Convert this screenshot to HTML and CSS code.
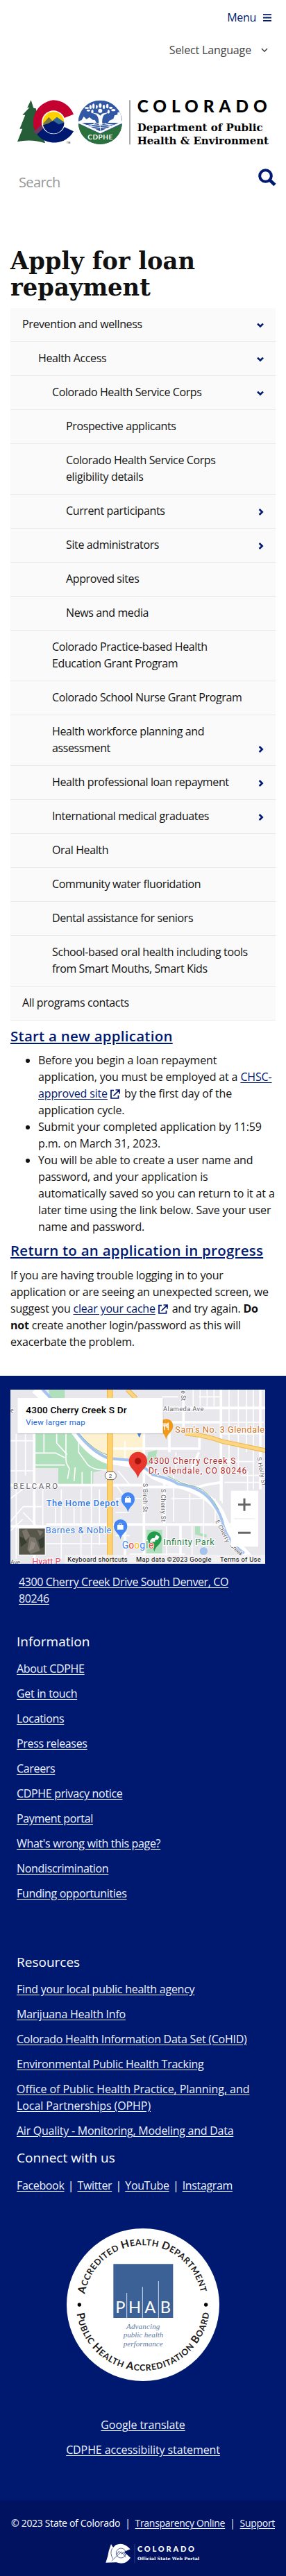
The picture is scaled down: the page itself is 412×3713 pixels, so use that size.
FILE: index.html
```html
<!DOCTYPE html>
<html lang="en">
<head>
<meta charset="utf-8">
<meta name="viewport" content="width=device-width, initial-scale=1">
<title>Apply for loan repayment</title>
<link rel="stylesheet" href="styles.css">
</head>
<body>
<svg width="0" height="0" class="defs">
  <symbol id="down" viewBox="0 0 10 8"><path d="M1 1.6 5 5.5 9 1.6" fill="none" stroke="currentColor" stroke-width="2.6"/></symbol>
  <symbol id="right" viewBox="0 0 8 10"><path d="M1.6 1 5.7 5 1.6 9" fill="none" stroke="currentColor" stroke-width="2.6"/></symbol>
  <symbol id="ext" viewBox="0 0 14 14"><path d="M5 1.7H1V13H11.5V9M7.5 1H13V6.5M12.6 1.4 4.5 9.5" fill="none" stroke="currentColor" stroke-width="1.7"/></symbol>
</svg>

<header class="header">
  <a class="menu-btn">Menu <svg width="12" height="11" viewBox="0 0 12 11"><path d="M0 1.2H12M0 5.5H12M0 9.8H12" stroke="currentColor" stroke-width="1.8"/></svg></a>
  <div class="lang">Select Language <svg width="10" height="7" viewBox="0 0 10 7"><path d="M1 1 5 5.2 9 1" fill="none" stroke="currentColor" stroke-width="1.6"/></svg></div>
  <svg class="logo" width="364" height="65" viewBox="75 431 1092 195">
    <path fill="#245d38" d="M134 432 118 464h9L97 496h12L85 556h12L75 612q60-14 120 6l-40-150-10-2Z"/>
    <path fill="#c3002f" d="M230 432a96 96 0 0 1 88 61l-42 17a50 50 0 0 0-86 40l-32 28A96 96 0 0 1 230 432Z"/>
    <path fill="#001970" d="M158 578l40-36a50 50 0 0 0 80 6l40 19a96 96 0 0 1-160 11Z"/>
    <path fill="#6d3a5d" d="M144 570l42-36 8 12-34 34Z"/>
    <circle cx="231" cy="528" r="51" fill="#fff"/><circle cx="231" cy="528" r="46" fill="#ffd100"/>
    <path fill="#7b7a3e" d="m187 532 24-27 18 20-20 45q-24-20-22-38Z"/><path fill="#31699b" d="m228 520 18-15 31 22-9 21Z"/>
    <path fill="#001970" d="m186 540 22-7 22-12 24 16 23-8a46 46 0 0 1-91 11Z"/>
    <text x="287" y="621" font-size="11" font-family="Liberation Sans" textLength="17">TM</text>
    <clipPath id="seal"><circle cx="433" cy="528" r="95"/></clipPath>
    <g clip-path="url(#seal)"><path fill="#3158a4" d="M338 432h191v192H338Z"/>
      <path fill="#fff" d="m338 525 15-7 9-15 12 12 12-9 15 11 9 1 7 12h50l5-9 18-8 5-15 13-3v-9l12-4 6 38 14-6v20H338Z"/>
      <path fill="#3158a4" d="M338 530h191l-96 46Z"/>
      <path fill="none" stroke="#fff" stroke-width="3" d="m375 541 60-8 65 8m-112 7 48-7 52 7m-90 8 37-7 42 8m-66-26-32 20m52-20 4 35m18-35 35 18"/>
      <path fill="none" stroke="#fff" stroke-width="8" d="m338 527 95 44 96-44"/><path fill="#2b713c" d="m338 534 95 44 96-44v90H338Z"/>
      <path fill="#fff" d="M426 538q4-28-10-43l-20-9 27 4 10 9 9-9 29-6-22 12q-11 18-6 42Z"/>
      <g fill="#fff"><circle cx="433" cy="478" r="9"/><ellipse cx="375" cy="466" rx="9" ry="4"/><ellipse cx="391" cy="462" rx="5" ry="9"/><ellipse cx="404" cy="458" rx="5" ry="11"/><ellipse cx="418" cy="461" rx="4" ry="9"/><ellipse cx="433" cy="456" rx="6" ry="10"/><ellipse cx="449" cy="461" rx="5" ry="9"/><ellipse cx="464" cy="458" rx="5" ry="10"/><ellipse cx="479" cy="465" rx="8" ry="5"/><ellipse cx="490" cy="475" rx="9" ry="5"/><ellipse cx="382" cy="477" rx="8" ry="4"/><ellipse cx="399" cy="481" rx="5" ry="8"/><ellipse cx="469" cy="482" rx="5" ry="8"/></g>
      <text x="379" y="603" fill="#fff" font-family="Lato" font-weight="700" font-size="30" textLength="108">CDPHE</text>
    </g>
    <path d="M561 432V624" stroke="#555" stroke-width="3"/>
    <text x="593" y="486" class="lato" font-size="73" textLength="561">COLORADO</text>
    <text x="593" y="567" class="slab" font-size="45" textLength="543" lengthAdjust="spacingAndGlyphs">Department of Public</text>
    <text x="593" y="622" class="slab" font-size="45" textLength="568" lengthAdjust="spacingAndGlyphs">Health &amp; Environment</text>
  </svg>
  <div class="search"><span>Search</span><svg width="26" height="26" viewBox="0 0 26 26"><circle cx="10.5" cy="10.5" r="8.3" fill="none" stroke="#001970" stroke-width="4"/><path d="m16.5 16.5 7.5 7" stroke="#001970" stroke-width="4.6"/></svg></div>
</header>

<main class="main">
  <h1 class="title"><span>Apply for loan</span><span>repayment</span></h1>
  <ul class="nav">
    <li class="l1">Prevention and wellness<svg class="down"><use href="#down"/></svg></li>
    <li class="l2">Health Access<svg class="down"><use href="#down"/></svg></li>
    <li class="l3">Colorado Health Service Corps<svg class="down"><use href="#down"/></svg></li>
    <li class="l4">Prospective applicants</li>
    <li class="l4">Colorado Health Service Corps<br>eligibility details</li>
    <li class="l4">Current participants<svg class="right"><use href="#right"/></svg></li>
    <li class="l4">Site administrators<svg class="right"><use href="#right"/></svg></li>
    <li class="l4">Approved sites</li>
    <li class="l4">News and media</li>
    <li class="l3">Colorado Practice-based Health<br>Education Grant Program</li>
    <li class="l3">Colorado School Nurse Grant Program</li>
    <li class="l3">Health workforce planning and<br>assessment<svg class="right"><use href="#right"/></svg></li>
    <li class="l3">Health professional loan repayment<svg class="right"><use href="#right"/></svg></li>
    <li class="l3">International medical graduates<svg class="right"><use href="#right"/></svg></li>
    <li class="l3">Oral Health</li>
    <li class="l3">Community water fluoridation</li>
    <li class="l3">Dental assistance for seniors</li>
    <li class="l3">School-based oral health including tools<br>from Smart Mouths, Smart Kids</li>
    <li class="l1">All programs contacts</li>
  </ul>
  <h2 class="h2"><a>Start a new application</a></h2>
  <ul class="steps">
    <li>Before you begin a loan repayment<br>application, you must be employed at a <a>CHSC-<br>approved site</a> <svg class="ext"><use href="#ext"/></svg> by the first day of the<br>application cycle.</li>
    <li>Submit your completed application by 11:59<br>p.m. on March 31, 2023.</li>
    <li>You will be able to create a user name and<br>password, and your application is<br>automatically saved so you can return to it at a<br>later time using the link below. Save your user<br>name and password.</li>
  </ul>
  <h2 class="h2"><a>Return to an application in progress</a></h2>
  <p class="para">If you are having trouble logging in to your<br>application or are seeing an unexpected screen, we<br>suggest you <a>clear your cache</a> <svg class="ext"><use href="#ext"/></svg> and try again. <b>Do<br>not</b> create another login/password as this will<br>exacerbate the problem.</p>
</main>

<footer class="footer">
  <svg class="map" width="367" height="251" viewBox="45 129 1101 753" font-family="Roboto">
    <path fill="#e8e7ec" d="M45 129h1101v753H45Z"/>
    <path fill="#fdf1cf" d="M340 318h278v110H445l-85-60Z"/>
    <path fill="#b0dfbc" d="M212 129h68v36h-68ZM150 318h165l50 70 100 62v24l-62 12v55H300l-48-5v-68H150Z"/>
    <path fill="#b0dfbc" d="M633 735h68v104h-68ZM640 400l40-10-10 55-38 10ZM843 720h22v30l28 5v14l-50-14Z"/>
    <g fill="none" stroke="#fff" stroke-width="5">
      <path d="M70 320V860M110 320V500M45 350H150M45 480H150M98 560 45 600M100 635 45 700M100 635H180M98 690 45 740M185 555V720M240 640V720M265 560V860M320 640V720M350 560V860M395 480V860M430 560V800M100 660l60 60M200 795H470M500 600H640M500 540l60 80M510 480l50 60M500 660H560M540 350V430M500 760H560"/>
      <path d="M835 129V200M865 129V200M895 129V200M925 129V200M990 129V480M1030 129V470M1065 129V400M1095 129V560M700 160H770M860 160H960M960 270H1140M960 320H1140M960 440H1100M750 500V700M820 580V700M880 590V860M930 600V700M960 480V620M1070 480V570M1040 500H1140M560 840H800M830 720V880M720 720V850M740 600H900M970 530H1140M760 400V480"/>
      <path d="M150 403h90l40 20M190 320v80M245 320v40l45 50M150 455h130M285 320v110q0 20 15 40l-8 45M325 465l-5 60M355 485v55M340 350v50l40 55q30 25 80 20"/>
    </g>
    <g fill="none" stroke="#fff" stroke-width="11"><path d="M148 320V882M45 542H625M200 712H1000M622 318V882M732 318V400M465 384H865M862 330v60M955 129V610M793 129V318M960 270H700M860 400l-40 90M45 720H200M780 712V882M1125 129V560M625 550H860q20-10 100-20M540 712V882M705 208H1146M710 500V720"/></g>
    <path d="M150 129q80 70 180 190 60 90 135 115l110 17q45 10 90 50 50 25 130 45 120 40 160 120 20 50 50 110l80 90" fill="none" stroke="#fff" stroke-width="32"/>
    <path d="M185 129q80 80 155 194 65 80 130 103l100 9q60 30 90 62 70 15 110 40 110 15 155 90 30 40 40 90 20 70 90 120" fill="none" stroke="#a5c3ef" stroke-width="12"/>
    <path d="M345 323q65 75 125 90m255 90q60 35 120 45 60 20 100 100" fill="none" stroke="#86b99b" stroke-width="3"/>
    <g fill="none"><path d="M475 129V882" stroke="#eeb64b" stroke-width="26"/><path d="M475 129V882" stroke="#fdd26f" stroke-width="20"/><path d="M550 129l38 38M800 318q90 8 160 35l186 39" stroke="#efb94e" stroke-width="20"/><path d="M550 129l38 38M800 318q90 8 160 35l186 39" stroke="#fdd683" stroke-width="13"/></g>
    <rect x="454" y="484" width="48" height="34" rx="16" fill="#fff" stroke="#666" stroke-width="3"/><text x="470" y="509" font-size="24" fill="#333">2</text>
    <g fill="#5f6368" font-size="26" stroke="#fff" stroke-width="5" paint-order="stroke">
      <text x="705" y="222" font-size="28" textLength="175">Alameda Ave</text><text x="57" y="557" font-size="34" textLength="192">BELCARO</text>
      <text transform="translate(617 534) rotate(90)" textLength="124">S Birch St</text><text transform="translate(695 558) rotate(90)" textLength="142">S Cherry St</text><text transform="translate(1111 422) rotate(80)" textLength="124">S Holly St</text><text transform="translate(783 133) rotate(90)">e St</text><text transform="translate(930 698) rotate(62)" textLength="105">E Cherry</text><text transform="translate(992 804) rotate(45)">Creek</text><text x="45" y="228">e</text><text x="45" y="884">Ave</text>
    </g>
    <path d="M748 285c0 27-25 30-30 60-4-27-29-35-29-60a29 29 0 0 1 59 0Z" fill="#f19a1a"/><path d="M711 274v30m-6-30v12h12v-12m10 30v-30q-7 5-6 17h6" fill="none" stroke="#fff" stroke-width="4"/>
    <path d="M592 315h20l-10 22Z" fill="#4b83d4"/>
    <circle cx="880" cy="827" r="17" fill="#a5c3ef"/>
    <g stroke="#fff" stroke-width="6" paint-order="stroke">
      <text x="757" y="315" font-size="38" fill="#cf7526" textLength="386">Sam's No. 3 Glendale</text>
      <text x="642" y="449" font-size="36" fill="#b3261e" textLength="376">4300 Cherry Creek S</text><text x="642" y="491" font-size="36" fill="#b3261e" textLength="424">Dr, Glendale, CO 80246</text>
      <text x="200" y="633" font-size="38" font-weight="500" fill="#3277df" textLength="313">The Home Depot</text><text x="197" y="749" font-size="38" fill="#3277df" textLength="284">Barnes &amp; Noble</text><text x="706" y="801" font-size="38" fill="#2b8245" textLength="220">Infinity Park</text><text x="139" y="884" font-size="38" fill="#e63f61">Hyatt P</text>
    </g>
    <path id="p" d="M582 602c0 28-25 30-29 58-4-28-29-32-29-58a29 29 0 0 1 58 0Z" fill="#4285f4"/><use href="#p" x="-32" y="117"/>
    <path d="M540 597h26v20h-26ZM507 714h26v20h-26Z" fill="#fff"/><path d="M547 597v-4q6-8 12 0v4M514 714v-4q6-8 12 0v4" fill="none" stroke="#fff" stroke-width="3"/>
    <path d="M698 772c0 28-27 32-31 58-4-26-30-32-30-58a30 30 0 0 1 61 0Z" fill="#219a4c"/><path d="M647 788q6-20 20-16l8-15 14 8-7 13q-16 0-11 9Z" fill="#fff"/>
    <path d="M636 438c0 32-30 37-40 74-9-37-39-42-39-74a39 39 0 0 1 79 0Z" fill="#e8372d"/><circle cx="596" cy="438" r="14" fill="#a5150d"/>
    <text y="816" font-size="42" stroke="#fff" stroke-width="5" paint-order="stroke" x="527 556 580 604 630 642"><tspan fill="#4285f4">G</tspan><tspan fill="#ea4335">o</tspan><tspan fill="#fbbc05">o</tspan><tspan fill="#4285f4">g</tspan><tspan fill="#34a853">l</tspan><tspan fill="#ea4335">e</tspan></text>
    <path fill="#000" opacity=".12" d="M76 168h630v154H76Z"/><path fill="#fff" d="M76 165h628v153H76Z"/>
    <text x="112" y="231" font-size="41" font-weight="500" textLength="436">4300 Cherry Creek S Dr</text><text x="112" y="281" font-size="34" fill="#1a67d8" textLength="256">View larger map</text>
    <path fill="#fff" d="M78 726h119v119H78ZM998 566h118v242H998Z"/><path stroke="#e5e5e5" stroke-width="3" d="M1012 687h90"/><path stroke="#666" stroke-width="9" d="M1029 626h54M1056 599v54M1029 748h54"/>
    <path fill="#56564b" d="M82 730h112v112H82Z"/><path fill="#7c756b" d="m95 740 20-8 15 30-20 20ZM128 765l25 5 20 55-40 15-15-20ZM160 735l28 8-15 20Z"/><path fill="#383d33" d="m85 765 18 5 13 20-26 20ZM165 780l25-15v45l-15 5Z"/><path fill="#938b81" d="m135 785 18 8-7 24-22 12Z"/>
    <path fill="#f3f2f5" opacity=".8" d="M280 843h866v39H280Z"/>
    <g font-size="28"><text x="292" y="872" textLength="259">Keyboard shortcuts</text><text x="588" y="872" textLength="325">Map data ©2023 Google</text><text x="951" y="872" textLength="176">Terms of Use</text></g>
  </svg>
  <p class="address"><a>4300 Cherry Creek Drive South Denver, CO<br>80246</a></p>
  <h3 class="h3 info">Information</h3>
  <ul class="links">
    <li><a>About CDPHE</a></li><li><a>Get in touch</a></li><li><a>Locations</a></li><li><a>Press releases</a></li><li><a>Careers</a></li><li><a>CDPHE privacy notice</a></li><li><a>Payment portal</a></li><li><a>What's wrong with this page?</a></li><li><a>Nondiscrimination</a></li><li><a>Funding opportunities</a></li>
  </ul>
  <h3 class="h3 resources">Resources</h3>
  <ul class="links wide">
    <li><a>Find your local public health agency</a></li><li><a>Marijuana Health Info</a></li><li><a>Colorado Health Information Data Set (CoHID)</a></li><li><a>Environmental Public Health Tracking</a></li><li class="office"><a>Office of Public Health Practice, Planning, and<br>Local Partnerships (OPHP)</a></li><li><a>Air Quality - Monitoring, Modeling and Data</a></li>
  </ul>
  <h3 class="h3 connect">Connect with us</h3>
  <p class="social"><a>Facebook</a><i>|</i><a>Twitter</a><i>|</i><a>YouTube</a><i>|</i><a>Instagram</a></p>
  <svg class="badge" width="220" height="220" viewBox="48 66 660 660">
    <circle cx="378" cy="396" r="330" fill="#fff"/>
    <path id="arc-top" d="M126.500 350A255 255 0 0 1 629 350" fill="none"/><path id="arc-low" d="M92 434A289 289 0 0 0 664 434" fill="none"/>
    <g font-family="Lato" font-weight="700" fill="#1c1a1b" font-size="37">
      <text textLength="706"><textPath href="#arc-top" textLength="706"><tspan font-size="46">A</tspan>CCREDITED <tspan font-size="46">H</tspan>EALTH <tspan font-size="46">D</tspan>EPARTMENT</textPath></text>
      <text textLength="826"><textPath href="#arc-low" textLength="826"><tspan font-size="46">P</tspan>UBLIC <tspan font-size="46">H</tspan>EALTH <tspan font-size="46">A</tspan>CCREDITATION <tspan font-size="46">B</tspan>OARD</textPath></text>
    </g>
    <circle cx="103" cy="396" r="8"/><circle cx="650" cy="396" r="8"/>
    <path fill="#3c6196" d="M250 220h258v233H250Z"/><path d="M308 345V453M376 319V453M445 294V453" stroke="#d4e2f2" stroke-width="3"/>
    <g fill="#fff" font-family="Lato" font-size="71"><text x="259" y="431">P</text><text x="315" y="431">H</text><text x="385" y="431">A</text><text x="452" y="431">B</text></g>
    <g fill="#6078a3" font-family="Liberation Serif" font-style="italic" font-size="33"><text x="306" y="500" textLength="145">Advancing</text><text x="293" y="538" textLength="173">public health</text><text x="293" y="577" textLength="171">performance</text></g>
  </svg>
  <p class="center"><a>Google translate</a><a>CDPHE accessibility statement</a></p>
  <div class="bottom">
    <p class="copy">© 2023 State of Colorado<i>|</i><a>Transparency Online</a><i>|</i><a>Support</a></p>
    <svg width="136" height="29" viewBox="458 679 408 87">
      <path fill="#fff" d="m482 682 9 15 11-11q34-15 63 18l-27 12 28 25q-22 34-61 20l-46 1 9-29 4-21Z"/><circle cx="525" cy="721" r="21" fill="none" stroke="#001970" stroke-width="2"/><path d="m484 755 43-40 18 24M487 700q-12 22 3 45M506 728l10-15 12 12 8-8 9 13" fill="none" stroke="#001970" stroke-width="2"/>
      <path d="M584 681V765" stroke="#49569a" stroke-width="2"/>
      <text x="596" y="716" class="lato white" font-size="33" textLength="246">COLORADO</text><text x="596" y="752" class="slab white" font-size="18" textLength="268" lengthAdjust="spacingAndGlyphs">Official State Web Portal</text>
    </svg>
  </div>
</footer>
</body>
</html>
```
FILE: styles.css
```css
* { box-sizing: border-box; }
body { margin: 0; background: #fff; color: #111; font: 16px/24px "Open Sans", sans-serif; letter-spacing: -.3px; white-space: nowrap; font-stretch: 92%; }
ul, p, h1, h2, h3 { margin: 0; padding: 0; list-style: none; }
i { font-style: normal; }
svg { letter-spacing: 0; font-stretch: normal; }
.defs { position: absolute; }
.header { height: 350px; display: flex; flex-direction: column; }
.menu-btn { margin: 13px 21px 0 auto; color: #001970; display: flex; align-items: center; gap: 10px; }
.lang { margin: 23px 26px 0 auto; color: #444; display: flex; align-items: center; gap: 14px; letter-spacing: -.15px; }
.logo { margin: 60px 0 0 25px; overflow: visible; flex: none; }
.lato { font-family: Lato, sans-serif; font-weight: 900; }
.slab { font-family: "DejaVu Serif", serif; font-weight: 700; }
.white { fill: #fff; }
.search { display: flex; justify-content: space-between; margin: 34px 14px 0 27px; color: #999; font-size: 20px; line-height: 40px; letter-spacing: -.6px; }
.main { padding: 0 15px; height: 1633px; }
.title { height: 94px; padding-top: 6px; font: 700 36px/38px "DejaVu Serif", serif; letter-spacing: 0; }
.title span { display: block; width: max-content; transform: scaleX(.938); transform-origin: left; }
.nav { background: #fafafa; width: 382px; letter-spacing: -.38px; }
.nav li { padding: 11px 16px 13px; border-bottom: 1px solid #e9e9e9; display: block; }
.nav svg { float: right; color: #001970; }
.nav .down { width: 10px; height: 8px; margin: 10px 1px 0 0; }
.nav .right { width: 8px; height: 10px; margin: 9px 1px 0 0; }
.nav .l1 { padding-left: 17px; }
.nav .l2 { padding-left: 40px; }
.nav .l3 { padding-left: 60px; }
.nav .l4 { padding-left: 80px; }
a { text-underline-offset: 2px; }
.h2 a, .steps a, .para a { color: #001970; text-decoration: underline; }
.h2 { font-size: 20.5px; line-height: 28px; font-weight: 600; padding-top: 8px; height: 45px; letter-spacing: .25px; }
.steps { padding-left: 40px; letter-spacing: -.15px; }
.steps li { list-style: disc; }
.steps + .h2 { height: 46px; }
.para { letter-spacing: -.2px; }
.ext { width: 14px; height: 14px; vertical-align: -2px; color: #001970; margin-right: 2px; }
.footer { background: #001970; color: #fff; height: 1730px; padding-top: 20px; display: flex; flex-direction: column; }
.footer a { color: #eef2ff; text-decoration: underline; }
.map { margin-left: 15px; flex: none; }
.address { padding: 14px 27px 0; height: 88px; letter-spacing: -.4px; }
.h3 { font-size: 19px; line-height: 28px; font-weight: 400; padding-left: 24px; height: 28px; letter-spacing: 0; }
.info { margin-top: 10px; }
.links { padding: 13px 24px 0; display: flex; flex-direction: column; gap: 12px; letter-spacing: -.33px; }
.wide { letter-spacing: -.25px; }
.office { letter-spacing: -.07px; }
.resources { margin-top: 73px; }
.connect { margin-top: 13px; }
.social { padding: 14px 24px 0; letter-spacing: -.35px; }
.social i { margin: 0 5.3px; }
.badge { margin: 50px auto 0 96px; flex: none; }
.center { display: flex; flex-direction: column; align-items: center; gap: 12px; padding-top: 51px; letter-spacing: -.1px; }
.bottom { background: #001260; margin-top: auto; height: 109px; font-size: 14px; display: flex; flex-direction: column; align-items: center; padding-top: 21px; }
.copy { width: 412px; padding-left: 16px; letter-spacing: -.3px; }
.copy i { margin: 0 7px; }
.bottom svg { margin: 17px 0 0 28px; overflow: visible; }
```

Instruction
Return each line with "this".

Task solution
Convert this screenshot to HTML and CSS code.
  <p class="para">If you are having trouble logging in to your<br>application or are seeing an unexpected screen, we<br>suggest you <a>clear your cache</a> <svg class="ext"><use href="#ext"/></svg> and try again. <b>Do<br>not</b> create another login/password as this will<br>exacerbate the problem.</p>
    <li><a>About CDPHE</a></li><li><a>Get in touch</a></li><li><a>Locations</a></li><li><a>Press releases</a></li><li><a>Careers</a></li><li><a>CDPHE privacy notice</a></li><li><a>Payment portal</a></li><li><a>What's wrong with this page?</a></li><li><a>Nondiscrimination</a></li><li><a>Funding opportunities</a></li>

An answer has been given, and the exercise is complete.